= Mark Peters (sport administrator) =

Mark Peters OAM is an Australian former baseball player, and sport administrator. From 2012 to 2018, Peters was the chief executive officer of the Gold Coast 2018 Commonwealth Games Corporation Organising Committee.

==Baseball==

Peters was born in Adelaide, South Australia. He played in the South Australian Baseball League and won the Capps Medal for the 1977/78 season. Peters played in and captained the Australian baseball team for over 10 years. In 2012, he was still playing baseball at the masters competition level.

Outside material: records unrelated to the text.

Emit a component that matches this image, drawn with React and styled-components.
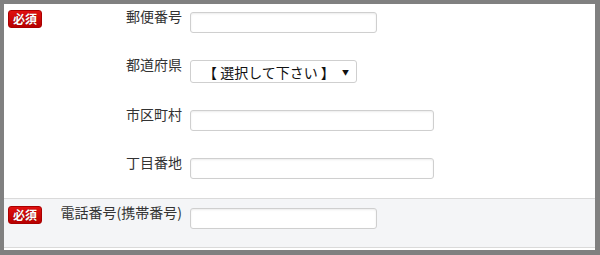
import React from "react";
import styled, { createGlobalStyle } from "styled-components";

const Global = createGlobalStyle`
  html, body { margin: 0; padding: 0; background: #808080; }
  body { font-family: "Noto Sans CJK JP", "Noto Sans", sans-serif; color: #333; }
  * { box-sizing: border-box; }
`;

const Frame = styled.div`
  width: 600px;
  height: 255px;
  padding: 4px 5px 5px 4px;
  background: #808080;
`;

const Panel = styled.div`
  height: 246px;
  background: #fff;
  padding-bottom: 2px;
  display: flex;
  flex-direction: column;
`;

const Section = styled.div`
  display: flex;
  flex-direction: column;
  gap: 27px;
  padding: ${(p) => p.$pad};
  background: ${(p) => (p.$alt ? "#f4f5f7" : "#fff")};
  border-top: ${(p) => (p.$alt ? "1px solid #dadada" : "none")};
  border-bottom: ${(p) => (p.$alt ? "1px solid #dadada" : "none")};
  flex: ${(p) => (p.$alt ? "1" : "none")};
`;

const Row = styled.div`
  display: grid;
  grid-template-columns: 178px 1fr;
  column-gap: 8px;
  align-items: start;
`;

const Head = styled.div`
  display: flex;
  justify-content: space-between;
  align-items: flex-start;
  padding-left: 4px;
`;

const Badge = styled.span`
  display: inline-flex;
  align-items: center;
  justify-content: center;
  width: 34px;
  height: 18px;
  margin-top: -2px;
  border-radius: 3px;
  border: 1px solid #a80000;
  background: linear-gradient(#e01010, #b80000);
  color: #fff;
  font-size: 12px;
  font-weight: bold;
  line-height: 1;
  text-shadow: 0 0 1px rgba(0, 0, 0, 0.4);
`;

const Spacer = styled.span``;

const Label = styled.label`
  font-size: 14px;
  line-height: 20px;
  margin-top: -6px;
  color: #333;
  white-space: nowrap;
`;

const Input = styled.input`
  display: block;
  width: ${(p) => p.$w}px;
  height: 21px;
  border: 1px solid #cfcfcf;
  border-radius: 3px;
  background: #fff;
  box-shadow: inset 0 1px 2px rgba(0, 0, 0, 0.08);
  padding: 0 4px;
  font: inherit;
  font-size: 13px;
`;

const Select = styled.div`
  width: 167px;
  height: 23px;
  border: 1px solid #cfcfcf;
  border-radius: 3px;
  background: #fff;
  display: flex;
  align-items: center;
  padding: 0 7px 0 12px;
  font-size: 14px;
  color: #111;
`;

const SelectText = styled.span`
  flex: 1;
  white-space: nowrap;
`;

const Arrow = styled.span`
  font-size: 7px;
  color: #111;
`;

const Field = ({ required, label, children }) => (
  <Row>
    <Head>
      {required ? <Badge>必須</Badge> : <Spacer />}
      <Label>{label}</Label>
    </Head>
    <div>{children}</div>
  </Row>
);

export default function App() {
  return (
    <>
      <Global />
      <Frame>
        <Panel>
          <Section $pad="8px 0 19px">
            <Field required label="郵便番号">
              <Input $w={187} />
            </Field>
            <Field label="都道府県">
              <Select>
                <SelectText>【 選択して下さい 】</SelectText>
                <Arrow>▼</Arrow>
              </Select>
            </Field>
            <Field label="市区町村">
              <Input $w={244} />
            </Field>
            <Field label="丁目番地">
              <Input $w={244} />
            </Field>
          </Section>
          <Section $alt $pad="9px 0 0">
            <Field required label="電話番号(携帯番号)">
              <Input $w={187} />
            </Field>
          </Section>
        </Panel>
      </Frame>
    </>
  );
}
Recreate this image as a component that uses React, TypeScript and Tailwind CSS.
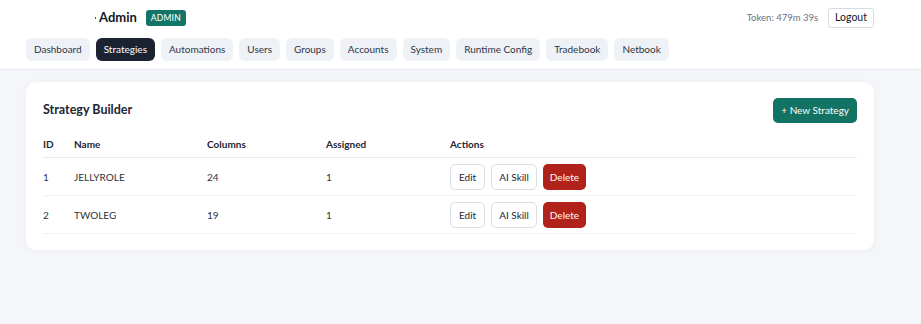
import React from 'react';

const tabs = ['Dashboard', 'Strategies', 'Automations', 'Users', 'Groups', 'Accounts', 'System', 'Runtime Config', 'Tradebook', 'Netbook'];

const strategies = [
  { id: 1, name: 'JELLYROLE', columns: 24, assigned: 1 },
  { id: 2, name: 'TWOLEG', columns: 19, assigned: 1 },
];

export default function App() {
  return (
    <div className="min-h-[324px] bg-[#f4f6fa] text-[#1e2533]" style={{ fontFamily: 'Lato, "Noto Sans", sans-serif' }}>
      {/* Header */}
      <header className="bg-white border-b border-[#e6e9ef] pl-[26px] pr-[47px] pt-[8px] pb-[8px]">
        <div className="flex items-center justify-between h-[20px]">
          <div className="flex items-center">
            <div className="w-[73px] h-[16px] flex items-center justify-end pr-[3px]">
              <span className="w-[1px] h-[2px] bg-[#555]" />
            </div>
            <span className="text-[13px] font-bold text-[#111827]">Admin</span>
            <span className="ml-[9px] bg-[#137566] text-white text-[8.5px] font-medium tracking-wide px-[5px] py-[2px] rounded-[3px]">ADMIN</span>
          </div>
          <div className="flex items-center gap-[10px]">
            <span className="text-[9.5px] text-[#6b7280]">Token: 479m 39s</span>
            <button className="text-[10.5px] text-[#111827] bg-white border border-[#d6dbe3] rounded-[3px] px-[6px] h-[20px]">Logout</button>
          </div>
        </div>
        <nav className="flex gap-[6px] mt-[10px]">
          {tabs.map((t) => (
            <button
              key={t}
              className={
                t === 'Strategies'
                  ? 'h-[23px] px-[8px] rounded-[6px] text-[10px] bg-[#1b2333] text-white'
                  : 'h-[23px] px-[8px] rounded-[6px] text-[10px] bg-[#eef1f6] text-[#2f3746]'
              }
            >
              {t}
            </button>
          ))}
        </nav>
      </header>

      {/* Content */}
      <main className="pl-[26px] pr-[47px] pt-[12px]">
        <div className="bg-white rounded-[10px] shadow-[0_1px_6px_rgba(15,23,42,0.04)] px-[17px] pt-[16px] pb-[16px]">
          <div className="flex items-center justify-between">
            <h2 className="text-[12.5px] font-bold text-[#1e2533]">Strategy Builder</h2>
            <button className="bg-[#127264] text-white text-[10px] h-[25px] px-[8px] rounded-[5px]">+ New Strategy</button>
          </div>
          <table className="w-full mt-[12px] text-left border-collapse">
            <thead>
              <tr className="border-b border-[#e5e8ee] text-[10px] font-bold text-[#1e2533]">
                <th className="w-[31px] h-[22px] pb-[2px] font-bold">ID</th>
                <th className="w-[133px] pb-[2px] font-bold">Name</th>
                <th className="w-[119px] pb-[2px] font-bold">Columns</th>
                <th className="w-[124px] pb-[2px] font-bold">Assigned</th>
                <th className="pb-[2px] font-bold">Actions</th>
              </tr>
            </thead>
            <tbody className="text-[10px] text-[#2b3340]">
              {strategies.map((s) => (
                <tr key={s.id} className="border-b border-[#f0f2f5] h-[38px]">
                  <td className="pt-[2px]">{s.id}</td>
                  <td className="pt-[2px]">{s.name}</td>
                  <td className="pt-[2px]">{s.columns}</td>
                  <td className="pt-[2px]">{s.assigned}</td>
                  <td className="pt-[2px]">
                    <div className="flex gap-[6px]">
                      <button className="h-[26px] px-[8px] border border-[#d9dee7] rounded-[5px] bg-white text-[#1e2533]">Edit</button>
                      <button className="h-[26px] px-[7px] border border-[#d9dee7] rounded-[5px] bg-white text-[#1e2533]">AI Skill</button>
                      <button className="h-[26px] px-[7px] rounded-[5px] bg-[#b1221a] text-white">Delete</button>
                    </div>
                  </td>
                </tr>
              ))}
            </tbody>
          </table>
        </div>
      </main>
    </div>
  );
}
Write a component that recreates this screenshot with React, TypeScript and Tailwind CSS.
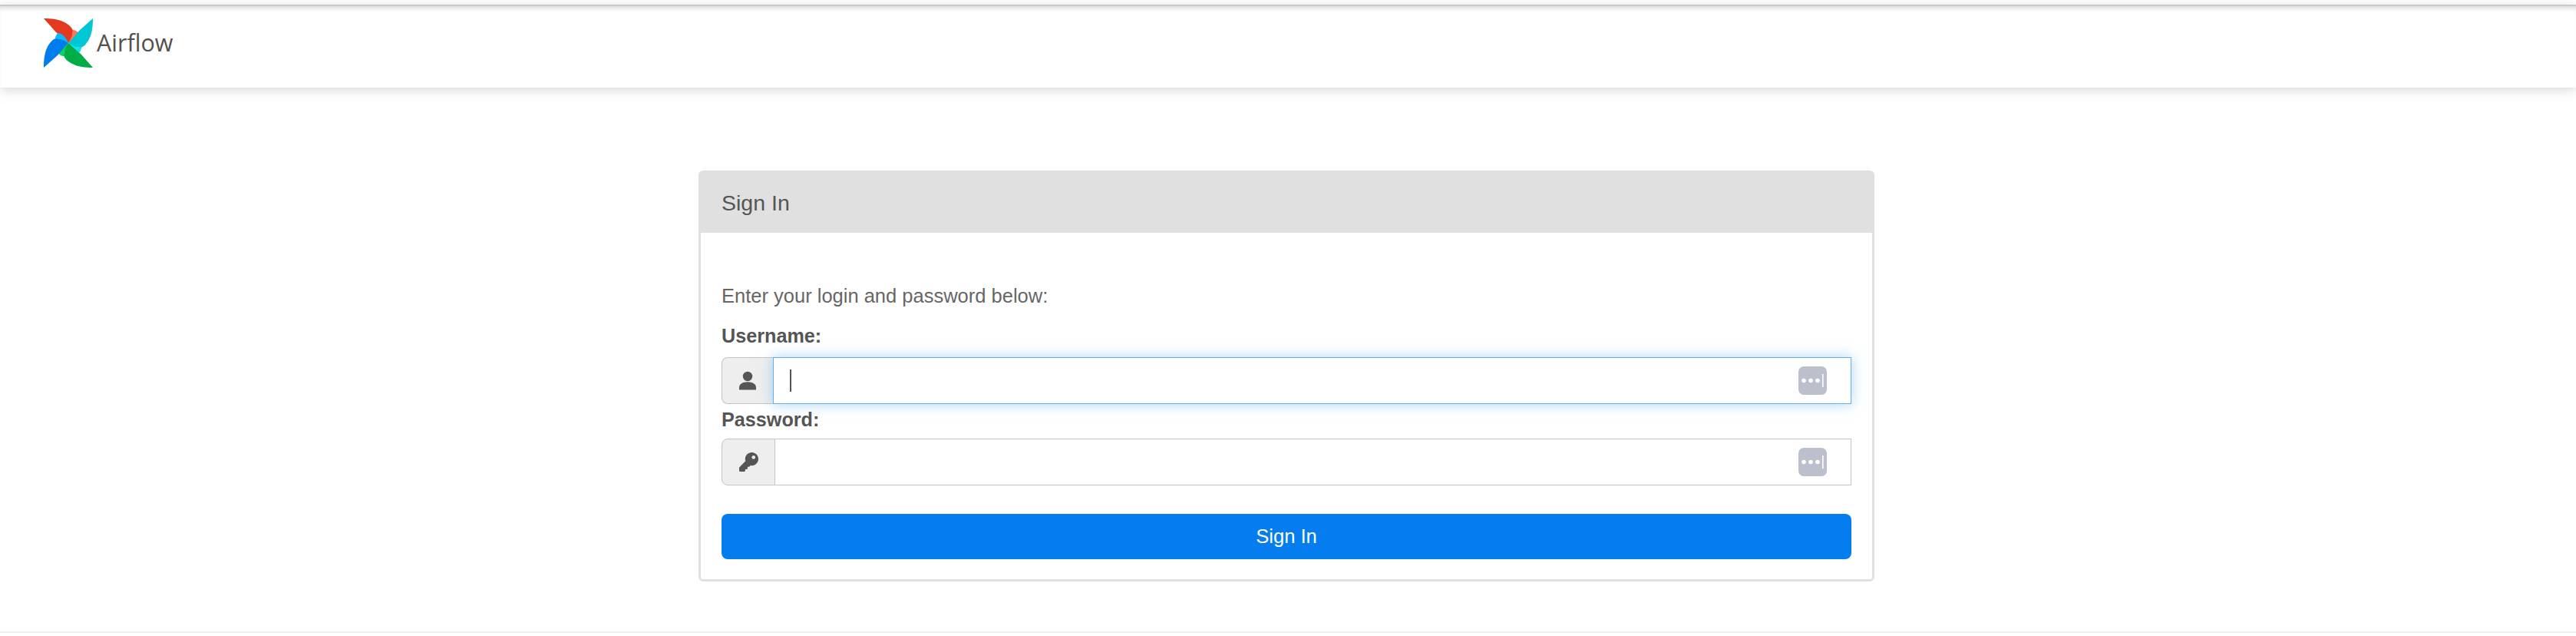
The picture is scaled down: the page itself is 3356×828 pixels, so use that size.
import { FaKey } from 'react-icons/fa';

function Logo() {
  const blades = [
    { rotate: 0, dark: '#e43921', light: '#ff7557' },
    { rotate: 90, dark: '#00c7d4', light: '#11e1ee' },
    { rotate: 180, dark: '#00ad46', light: '#04d659' },
    { rotate: 270, dark: '#017cee', light: '#0cb6ff' },
  ];
  return (
    <svg viewBox="0 0 64 64" className="w-16 h-16 shrink-0">
      {blades.map((b) => (
        <g key={b.rotate} transform={`rotate(${b.rotate} 32 32)`}>
          <path d="M0 0 C10 0 20 1 27 5 C33 8 37 12 38 16 L37 26 L32 32 C27 27 22 23 16 18 Z" fill={b.dark} />
          <path d="M38 15 C41 15 44 17 45 19 C45 24 38 30 32 32 C35 27 38 22 38 15 Z" fill={b.light} />
        </g>
      ))}
    </svg>
  );
}

function KeychainIcon() {
  return (
    <svg viewBox="0 0 37 37" className="w-[37px] h-[37px] shrink-0">
      <rect width="37" height="37" rx="7" fill="#bcc0cc" />
      <circle cx="7" cy="18.5" r="2.8" fill="#fff" />
      <circle cx="16" cy="18.5" r="2.8" fill="#fff" />
      <circle cx="25" cy="18.5" r="2.8" fill="#fff" />
      <rect x="31" y="10" width="1.6" height="17" fill="#fff" />
    </svg>
  );
}

function UserIcon() {
  return (
    <svg viewBox="0 0 24 26" className="w-[22px] h-[25px] text-[#555]" fill="currentColor">
      <circle cx="12" cy="7" r="6.8" />
      <path d="M0 26 V23 C0 18 5 15 12 15 C19 15 24 18 24 23 V26 Z" />
    </svg>
  );
}

export default function App() {
  return (
    <div className="min-h-[828px] bg-white font-['Liberation_Sans',Arial,sans-serif] text-[#555]">
      <div className="h-[6px] bg-white" />
      <nav className="h-[108px] bg-white border-t-2 border-[#c9c9c9] shadow-[inset_0_7px_7px_-5px_rgba(0,0,0,0.18),0_3px_14px_rgba(0,0,0,0.16)] flex items-start pl-[57px] pt-4">
        <Logo />
        <span className="ml-[5px] mt-[13px] text-[30.5px] leading-[36px] font-['Open_Sans',sans-serif] text-[#51504f]">Airflow</span>
      </nav>

      <main className="pt-[108px] pl-[910px]">
        <section className="w-[1532px] h-[535px] rounded-md border-[3px] border-[#e0e0e0] bg-white overflow-hidden">
          <header className="h-[78px] bg-[#e0e0e0] flex items-center px-[27px] text-[28.5px]">Sign In</header>
          <div className="px-[27px] pt-[65px]">
            <p className="text-[25.5px] leading-[34px] text-[#666]">Enter your login and password below:</p>
            <label className="block mt-[18px] text-[25.2px] leading-[34px] font-bold">Username:</label>
            <div className="mt-[11px] flex h-[61px]">
              <div className="w-[67px] flex items-center justify-center bg-[#eee] border border-r-0 border-[#c4c4c4] rounded-l-lg">
                <UserIcon />
              </div>
              <div className="flex-1 flex items-center pl-[21px] pr-[31px] bg-white border border-[#66afe9] shadow-[0_0_16px_rgba(102,175,233,0.55)]">
                <span className="w-[2px] h-[29px] bg-[#555]" />
                <input className="flex-1 min-w-0 outline-none bg-transparent" aria-label="Username" />
                <KeychainIcon />
              </div>
            </div>
            <label className="block mb-[5px] text-[25.2px] leading-[40px] font-bold">Password:</label>
            <div className="flex h-[61px]">
              <div className="w-[70px] flex items-center justify-center bg-[#eee] border border-[#c4c4c4] rounded-l-lg">
                <FaKey className="w-[25px] h-[25px] text-[#555]" />
              </div>
              <div className="flex-1 flex items-center pl-[21px] pr-[31px] bg-white border border-l-0 border-[#c4c4c4]">
                <input type="password" className="flex-1 min-w-0 outline-none bg-transparent" aria-label="Password" />
                <KeychainIcon />
              </div>
            </div>
            <button className="mt-[37px] w-full h-[59px] rounded-lg bg-[#057dee] text-white text-[25.5px]">Sign In</button>
          </div>
        </section>
      </main>

      <div className="mt-[65px] h-[2px] bg-[#eee]" />
    </div>
  );
}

Peters has contributed significantly to the development of baseball in Australia as an administrator. Between 1998 and 2001, he was president of the Australian Baseball Federation. Prior to this appointment, he held other Federation board positions. In 2009, Peters was the inaugural chair of the Major League Baseball Australia Academy Program and chair of the Major League Baseball's Australian Baseball League. Peters has also served as president of the Oceania Baseball Confederation and board member of the International Baseball Federation.

==Sport administration==
In 1983, Peters began his sport administration career as a manager at South Australian Department of Recreation, Sport and Racing. In 1987, he took up a managerial position with Tasmanian Department of Tourism, Sport and Recreation. From 1990 to 2001, Peters held senior managerial positions in Queensland departments managing tourism, sport and recreation. In 2001, he was appointed the executive director of the Australian Sports Commission. Peters was given the task taking Australian sport beyond the success of the 2000 Sydney Olympics. Peters resigned from the Australian Sports Commission in 2008. Major outcomes during Peters leadership were the redevelopment of Australian Institute of Sport facilities, the establishment of the Active After-school Communities program for children, improved sports governance and the overhaul of soccer (football) in Australia, in particular Football Federation Australia. In 2010, Peters was appointed the chief executive officer of the Gold Coast 2018 Commonwealth Games Bid Company. The bid was successful and in 2012 Peters was appointed chief executive officer of the Gold Coast 2018 Commonwealth Games Corporation Organising Committee. In being appointed to the position Gold Coast Mayor Ron Clarke stated that Mr Peters was "the key" to the successful bid.

==Education==
Peters has completed a Business Degree and a Graduate Diploma in Recreation Planning. He attended Harvard University's six-week Advanced Management Program, and is a member of the Australian Institute of Company Directors. He is an adjunct professor at University of Canberra.

==Recognition==
- 1977/78 – Capps Medal – Best Player in the South Australian Baseball League
- 2000 – Australian Sports Medal
- 2020 - OAM - for service to sports administration, and to baseball.